*CHALLENGE:* Find the lines that contain the word "this" and copy each one.

Records with interface code
+ + + +
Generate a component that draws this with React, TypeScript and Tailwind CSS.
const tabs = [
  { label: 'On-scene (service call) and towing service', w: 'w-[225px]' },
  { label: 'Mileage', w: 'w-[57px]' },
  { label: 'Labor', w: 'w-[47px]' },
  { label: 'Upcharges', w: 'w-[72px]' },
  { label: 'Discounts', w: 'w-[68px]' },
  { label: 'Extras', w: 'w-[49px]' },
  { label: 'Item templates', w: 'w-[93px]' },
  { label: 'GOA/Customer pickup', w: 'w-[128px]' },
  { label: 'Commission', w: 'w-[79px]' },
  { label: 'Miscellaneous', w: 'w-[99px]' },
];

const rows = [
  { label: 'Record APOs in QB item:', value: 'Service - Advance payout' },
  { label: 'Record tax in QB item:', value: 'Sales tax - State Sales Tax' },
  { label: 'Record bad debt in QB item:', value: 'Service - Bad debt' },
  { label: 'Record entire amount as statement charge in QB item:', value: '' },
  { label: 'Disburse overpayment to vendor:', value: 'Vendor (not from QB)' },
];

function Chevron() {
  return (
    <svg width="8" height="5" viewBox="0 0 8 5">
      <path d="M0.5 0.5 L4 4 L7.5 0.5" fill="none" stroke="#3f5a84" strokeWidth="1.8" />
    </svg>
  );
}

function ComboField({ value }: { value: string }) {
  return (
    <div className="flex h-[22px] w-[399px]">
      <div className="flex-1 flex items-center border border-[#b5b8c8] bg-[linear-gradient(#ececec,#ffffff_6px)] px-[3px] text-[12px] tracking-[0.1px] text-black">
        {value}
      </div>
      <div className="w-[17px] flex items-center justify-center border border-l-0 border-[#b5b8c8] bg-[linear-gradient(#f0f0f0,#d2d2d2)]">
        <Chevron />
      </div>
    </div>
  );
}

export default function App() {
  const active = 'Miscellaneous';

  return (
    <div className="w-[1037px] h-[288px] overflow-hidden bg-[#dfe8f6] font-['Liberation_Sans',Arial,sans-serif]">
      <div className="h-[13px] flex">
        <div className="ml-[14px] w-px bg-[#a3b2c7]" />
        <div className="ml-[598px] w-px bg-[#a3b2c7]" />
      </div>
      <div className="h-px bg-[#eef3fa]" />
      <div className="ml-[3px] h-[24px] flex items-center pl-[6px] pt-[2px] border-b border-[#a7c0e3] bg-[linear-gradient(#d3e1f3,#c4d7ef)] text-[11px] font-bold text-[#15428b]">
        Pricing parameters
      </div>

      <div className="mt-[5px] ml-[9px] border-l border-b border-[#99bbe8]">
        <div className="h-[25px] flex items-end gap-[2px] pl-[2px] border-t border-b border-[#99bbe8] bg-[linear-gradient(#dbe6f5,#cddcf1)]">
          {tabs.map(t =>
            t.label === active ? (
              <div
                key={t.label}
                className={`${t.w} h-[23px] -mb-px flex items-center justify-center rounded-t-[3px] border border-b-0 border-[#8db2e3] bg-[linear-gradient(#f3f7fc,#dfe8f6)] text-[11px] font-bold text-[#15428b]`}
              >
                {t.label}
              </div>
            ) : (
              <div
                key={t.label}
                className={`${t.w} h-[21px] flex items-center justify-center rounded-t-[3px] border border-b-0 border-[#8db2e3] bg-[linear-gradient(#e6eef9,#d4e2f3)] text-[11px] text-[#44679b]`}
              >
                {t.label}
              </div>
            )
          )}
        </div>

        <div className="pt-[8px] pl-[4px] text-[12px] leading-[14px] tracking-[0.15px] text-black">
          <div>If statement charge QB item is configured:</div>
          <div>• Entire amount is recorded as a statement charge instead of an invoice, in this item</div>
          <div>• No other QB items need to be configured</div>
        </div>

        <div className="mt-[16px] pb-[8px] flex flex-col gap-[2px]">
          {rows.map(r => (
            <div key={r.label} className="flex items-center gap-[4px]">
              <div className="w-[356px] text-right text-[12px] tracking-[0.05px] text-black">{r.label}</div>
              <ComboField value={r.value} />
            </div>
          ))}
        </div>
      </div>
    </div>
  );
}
+ + + +
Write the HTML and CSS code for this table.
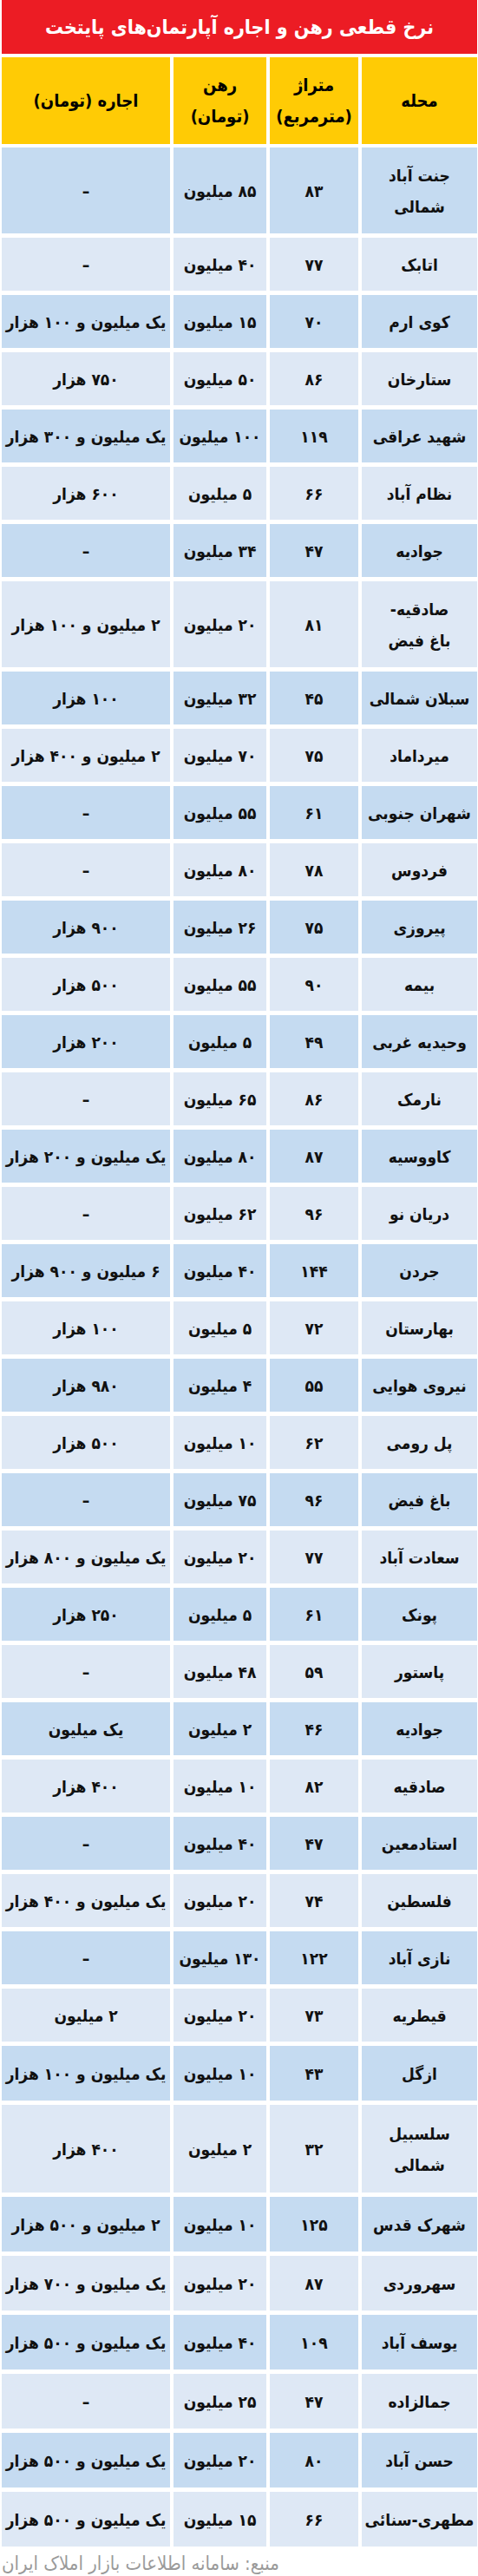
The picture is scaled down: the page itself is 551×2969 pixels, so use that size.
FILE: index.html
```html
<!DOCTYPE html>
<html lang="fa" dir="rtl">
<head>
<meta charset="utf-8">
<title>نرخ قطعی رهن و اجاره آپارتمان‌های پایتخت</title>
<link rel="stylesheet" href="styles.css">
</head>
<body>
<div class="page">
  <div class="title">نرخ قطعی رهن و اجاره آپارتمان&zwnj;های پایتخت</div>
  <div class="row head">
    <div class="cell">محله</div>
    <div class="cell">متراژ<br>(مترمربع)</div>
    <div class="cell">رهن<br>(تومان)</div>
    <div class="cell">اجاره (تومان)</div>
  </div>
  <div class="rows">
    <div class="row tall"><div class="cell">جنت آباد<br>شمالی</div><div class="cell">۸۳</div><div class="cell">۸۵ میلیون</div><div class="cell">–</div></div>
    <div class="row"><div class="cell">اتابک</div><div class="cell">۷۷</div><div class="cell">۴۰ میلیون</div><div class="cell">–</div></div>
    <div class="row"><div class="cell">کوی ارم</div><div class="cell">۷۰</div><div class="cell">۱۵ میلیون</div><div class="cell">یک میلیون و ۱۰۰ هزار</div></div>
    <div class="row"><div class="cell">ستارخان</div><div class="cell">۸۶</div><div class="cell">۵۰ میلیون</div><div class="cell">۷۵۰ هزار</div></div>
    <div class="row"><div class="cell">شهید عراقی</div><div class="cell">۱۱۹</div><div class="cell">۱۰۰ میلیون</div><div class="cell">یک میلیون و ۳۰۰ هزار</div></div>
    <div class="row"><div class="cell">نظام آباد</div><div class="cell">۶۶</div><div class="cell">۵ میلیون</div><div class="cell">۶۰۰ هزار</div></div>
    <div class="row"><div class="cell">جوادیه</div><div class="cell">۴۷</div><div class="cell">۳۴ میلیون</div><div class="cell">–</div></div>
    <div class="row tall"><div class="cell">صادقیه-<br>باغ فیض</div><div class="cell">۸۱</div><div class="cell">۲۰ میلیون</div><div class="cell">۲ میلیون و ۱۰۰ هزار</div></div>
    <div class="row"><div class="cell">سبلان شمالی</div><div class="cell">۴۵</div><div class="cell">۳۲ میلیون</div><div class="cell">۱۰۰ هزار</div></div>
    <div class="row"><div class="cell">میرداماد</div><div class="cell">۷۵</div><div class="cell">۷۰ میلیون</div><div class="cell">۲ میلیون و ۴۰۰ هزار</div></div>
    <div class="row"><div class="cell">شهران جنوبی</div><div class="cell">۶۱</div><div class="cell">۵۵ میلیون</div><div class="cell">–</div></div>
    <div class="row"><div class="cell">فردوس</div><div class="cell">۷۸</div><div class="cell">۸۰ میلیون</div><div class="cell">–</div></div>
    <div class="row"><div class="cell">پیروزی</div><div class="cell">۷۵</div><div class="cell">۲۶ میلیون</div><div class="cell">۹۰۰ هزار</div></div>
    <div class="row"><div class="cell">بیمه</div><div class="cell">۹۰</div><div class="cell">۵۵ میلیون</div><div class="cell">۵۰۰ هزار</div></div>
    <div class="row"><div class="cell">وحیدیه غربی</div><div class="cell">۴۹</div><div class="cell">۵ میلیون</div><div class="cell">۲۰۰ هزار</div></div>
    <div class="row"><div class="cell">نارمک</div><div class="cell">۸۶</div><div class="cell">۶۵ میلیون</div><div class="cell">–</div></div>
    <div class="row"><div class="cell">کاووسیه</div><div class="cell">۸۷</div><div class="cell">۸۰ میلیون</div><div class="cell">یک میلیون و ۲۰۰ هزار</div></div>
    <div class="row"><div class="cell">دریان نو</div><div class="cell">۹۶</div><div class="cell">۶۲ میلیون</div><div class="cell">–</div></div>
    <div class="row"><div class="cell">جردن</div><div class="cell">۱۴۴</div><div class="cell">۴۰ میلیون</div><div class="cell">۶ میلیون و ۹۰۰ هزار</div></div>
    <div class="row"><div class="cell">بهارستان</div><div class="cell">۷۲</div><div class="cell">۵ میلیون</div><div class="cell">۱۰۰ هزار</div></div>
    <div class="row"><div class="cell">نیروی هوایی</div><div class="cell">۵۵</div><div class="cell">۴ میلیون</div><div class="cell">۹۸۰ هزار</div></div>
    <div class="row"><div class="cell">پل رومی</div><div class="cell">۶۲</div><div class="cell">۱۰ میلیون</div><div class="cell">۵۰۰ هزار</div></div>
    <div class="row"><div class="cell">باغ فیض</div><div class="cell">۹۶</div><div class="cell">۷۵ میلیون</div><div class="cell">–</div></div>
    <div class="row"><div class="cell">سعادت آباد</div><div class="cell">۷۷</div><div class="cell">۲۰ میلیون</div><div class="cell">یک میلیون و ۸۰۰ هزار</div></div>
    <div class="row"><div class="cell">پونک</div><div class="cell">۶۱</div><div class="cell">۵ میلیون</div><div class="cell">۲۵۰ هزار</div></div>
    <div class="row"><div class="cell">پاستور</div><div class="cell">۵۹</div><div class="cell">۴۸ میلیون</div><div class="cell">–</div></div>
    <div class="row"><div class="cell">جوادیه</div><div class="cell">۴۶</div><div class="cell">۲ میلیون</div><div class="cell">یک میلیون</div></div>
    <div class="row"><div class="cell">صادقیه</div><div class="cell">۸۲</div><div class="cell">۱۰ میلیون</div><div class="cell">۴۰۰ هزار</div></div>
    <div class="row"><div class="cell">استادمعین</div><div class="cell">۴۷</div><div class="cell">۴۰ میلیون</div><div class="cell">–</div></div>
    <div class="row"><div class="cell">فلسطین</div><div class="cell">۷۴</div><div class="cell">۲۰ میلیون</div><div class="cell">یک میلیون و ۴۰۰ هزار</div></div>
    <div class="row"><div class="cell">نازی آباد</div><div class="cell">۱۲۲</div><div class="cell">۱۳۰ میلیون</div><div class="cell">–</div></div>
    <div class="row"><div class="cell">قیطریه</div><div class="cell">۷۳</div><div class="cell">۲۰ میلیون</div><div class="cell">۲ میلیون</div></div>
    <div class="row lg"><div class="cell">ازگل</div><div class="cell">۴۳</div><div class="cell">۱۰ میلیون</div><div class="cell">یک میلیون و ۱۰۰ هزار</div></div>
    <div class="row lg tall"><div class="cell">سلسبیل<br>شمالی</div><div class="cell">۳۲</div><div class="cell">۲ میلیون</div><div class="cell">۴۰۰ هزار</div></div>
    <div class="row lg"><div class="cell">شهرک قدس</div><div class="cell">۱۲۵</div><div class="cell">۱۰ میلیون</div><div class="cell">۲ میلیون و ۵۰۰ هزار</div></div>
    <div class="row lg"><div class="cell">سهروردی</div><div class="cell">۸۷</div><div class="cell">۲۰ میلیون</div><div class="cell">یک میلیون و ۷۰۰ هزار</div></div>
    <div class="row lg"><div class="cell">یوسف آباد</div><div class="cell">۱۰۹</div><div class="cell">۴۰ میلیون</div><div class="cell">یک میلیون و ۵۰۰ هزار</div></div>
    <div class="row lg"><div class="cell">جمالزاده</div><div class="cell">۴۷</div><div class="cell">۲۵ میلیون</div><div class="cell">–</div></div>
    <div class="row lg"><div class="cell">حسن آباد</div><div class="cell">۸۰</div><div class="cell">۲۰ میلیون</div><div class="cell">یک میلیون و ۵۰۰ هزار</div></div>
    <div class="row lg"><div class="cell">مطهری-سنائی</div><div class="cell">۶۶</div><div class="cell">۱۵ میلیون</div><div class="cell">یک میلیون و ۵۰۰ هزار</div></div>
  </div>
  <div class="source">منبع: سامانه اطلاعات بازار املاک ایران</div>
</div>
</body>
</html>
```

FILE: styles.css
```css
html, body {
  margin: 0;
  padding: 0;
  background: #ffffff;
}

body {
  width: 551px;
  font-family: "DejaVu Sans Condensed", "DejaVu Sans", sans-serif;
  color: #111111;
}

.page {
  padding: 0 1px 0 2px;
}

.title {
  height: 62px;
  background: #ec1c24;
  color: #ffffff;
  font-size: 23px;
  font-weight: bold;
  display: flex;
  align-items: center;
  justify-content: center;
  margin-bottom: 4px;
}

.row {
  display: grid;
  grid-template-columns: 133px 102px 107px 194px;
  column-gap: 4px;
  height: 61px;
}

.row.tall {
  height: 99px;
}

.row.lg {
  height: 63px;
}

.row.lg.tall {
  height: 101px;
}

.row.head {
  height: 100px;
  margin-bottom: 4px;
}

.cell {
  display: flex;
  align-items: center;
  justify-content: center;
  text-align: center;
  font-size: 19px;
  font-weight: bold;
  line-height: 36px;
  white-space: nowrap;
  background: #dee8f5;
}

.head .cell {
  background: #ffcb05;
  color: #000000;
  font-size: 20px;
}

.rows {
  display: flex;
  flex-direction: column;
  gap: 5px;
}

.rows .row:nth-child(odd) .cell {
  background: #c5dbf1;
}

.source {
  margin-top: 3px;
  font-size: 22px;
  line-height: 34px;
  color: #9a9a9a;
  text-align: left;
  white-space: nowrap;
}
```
+ + + +
*THE COMPLETED TASK:*
Generate a component that draws this with React, TypeScript and Tailwind CSS.
          <div>• Entire amount is recorded as a statement charge instead of an invoice, in this item</div>
Write the HTML and CSS code for this table.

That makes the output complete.